Click to See Complete Forum and Search --> : Java XMS Memory in XP


dglienna
April 20th, 2007, 08:16 PM
I have a friend who is using XP to display radiology images that are quite large. He has 4g of memory, but XP only sees 3gb.

The problem is that he has an app that needs lots of XMS memory. On my machine, I typed this to the java settings:
-Xms 512m
I have a gig on my laptop, but when I tried to load a page that contained JAVA, it wouldn't work, because JAVA had crashed!

You can set the console to display automatically, so you can track memory usage (m) or run garbage collection (g) manually.

I change it back, and restart the browser. The console says that it's using 5,000K.

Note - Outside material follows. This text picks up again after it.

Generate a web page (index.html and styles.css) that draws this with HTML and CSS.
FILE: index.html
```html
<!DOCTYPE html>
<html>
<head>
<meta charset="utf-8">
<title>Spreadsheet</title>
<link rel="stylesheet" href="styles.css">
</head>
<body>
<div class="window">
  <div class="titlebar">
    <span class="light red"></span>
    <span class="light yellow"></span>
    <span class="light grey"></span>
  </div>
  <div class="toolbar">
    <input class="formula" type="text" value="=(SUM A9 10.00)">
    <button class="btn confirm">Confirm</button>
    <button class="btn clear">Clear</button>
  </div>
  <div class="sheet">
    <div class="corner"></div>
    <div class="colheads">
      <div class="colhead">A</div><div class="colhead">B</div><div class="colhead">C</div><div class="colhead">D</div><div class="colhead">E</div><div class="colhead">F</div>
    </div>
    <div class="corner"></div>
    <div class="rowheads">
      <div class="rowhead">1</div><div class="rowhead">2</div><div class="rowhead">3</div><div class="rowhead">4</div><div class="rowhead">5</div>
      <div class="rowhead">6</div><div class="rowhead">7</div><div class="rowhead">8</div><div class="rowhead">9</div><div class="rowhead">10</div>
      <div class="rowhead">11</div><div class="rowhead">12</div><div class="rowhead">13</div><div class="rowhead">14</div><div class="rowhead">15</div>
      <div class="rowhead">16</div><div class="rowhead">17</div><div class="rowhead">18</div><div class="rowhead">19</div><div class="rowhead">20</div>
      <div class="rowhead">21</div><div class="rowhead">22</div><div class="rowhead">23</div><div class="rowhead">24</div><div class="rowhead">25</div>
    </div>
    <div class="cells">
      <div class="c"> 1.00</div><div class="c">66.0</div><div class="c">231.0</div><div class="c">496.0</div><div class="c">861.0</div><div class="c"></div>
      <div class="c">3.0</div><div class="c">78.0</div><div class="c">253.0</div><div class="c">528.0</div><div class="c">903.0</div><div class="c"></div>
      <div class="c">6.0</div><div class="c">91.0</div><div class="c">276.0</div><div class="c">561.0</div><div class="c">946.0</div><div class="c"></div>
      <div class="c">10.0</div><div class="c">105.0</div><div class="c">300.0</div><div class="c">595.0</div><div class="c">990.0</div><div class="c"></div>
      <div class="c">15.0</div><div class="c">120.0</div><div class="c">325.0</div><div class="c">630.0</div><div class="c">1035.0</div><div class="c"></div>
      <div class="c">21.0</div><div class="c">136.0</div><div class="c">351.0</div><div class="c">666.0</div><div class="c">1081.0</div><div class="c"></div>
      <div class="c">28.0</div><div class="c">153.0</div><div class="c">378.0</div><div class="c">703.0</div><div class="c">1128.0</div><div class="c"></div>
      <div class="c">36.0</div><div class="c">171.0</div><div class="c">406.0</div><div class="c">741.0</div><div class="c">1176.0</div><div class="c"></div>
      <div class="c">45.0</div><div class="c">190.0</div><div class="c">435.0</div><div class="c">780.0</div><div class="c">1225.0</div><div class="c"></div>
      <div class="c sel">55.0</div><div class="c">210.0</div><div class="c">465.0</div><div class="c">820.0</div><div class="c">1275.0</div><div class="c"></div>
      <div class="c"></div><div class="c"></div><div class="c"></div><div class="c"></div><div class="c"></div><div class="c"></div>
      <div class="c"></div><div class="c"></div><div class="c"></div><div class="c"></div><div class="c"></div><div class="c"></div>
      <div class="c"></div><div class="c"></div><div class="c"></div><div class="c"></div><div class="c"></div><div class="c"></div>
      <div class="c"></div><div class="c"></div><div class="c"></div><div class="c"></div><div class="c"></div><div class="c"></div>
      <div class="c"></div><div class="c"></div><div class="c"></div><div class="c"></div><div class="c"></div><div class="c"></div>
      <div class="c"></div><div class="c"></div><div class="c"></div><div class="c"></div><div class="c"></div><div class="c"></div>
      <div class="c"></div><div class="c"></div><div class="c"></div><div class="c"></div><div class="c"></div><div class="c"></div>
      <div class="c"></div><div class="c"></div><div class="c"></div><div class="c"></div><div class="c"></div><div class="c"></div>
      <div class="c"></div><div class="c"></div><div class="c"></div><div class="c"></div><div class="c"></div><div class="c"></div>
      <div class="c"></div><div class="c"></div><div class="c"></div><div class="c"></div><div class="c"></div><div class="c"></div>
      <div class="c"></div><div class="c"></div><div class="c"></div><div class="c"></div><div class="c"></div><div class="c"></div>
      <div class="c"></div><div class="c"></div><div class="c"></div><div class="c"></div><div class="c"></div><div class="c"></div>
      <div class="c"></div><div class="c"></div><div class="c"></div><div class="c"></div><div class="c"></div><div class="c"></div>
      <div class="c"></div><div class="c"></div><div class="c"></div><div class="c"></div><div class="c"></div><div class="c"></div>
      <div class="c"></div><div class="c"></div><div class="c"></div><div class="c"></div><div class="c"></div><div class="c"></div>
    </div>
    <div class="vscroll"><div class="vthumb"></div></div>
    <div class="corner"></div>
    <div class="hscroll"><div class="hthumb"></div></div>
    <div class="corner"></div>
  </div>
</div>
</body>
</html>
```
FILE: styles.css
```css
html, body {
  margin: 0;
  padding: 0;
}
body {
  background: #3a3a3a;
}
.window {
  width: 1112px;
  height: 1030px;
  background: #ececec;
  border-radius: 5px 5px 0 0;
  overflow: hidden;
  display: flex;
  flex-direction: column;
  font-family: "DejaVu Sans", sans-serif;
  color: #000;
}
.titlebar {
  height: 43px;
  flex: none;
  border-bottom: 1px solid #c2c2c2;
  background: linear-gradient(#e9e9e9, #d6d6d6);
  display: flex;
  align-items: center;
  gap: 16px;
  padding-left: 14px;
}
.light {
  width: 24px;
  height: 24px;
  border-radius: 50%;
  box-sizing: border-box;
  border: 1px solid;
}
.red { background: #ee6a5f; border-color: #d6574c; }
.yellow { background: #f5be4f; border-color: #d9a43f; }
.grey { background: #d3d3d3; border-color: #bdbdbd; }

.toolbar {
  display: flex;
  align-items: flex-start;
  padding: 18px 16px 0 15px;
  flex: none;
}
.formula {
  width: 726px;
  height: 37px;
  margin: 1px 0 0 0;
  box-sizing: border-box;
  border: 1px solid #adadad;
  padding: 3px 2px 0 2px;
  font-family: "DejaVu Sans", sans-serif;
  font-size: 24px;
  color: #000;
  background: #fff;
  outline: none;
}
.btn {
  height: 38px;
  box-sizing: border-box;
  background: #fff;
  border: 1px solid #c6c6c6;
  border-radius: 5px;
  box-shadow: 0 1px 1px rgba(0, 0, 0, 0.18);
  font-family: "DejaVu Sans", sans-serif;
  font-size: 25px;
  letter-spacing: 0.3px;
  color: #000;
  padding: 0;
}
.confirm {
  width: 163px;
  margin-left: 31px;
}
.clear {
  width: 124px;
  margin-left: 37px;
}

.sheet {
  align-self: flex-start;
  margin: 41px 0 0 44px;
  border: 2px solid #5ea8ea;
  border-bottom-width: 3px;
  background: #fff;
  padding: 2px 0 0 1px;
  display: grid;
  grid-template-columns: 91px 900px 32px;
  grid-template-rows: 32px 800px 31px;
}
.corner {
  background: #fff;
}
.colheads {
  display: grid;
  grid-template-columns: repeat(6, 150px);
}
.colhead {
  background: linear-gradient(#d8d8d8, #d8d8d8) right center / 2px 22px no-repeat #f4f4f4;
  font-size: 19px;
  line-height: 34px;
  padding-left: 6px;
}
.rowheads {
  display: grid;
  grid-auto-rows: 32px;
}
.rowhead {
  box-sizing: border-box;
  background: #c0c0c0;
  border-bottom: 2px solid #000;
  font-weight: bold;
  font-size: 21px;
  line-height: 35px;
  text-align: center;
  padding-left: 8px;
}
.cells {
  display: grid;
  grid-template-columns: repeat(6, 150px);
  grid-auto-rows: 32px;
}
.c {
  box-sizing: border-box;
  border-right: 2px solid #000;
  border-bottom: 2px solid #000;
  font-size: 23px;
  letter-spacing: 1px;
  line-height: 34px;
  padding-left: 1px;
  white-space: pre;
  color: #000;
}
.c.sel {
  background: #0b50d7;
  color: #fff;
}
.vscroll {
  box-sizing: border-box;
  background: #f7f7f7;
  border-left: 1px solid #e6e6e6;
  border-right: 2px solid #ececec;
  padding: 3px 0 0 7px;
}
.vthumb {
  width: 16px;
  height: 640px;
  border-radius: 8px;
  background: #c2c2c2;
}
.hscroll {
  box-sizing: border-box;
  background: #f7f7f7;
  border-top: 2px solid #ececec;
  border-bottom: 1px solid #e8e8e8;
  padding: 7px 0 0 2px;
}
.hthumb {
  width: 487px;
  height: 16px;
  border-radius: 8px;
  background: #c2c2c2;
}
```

My buddy wants to get at least 1.2g of memory, but he can't. Using Internet Explorer, the console uses 500mb, Firefox uses 800mb.

He can't use any more than that!

He's tried different brands of memory, as well as 4x1 and 2x2 to get 4mb. Flashed the BIOS to Asus' Latest as well.

Any ideas?

PeejAvery
April 21st, 2007, 10:14 AM
The problem isn't with the memory or BIOS. The problem is that a web browser was never created to load anything so large. Plus, Java is a very slow browser element. Now if you add those together, I don't think there is a way to solve that.

dglienna
April 21st, 2007, 12:10 PM
No, the browser was just an example that shows that it uses different abounts of RAM, but never near what is needed.

The JAVA app is not a browser app. It is independent, and specific to the field. The problem could probably be resolved on a 64 bit system, but we're trying to band-aid this system.

Gamers forums say that you can get about 1/2 of available RAM as XMS, but we can't allocate anywhere near 1/2 of the 3g that XP sees.

dglienna
April 21st, 2007, 09:19 PM
Had to give a star for this post. It appears to have solved the problem, but I can't test it until working hours.

http://tek-tips.com/viewthread.cfm?qid=1359229&page=1

dglienna
April 24th, 2007, 07:58 PM
Oops. No cigar! Turns out that it IS a browser app. He wanted to get it working so they didn't have to update a bunch of field pc's. I thought that would do it, but it showed no differences in Java Memory Usage.

Start JAVA and select the console each time it runs. The M command shows memory usage, and G collects garbage. Mine shows 5000K with default settings.